O pesquisador Kleber Simões acrescenta que é possível existir uma subnotificação ainda maior nos outros estados. “Por ser da Bahia e ter sido idealizada pelo GGB [a estatística anual sobre violência contra lgbts], há uma possibilidade de que eles tenham mais capacidade de captar dados relativos à violência contra essa população”, afirma.
“E a mídia também pode influenciar, já que serve de base para a coleta. O nível de atenção que se dá ao tema em um estado pode ser diferente do outro”, complementa ele, que também é professor da Uneb.
Advogado civil, Joaquim Magalhães explica que os crimes contra pessoas LGBT+ se tratam de “crimes cometidos contra um determinado grupo social em razão de sua etnia, nacionalidade, religião ou orientação sexual”. Ou seja, são enquadrados como crimes de ódio.

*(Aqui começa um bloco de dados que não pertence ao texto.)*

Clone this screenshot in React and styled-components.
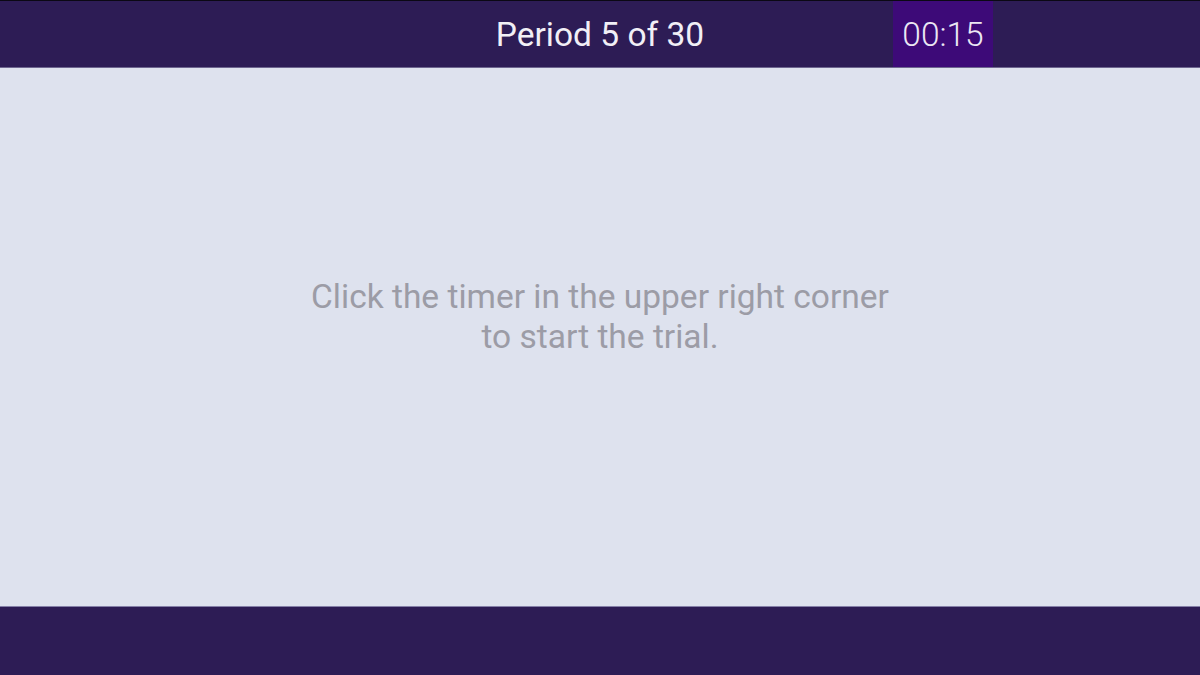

Joaquim Magalhães lembra que a homofobia foi reconhecida como crime equiparado ao racismo pelo Supremo Tribunal Federal (STF) em 2019, o que fez desses crimes, delitos inafiançáveis e imprescritíveis. “A dificuldade, contudo, é na própria classificação do crime. Posto que, muitas das vezes, se acaba omitindo ou não se reconhecendo que a causa do crime foi a orientação sexual [ou a identidade de gênero] da vítima”, complementa o advogado, acenando para mais um motivo que induz à subnotificação.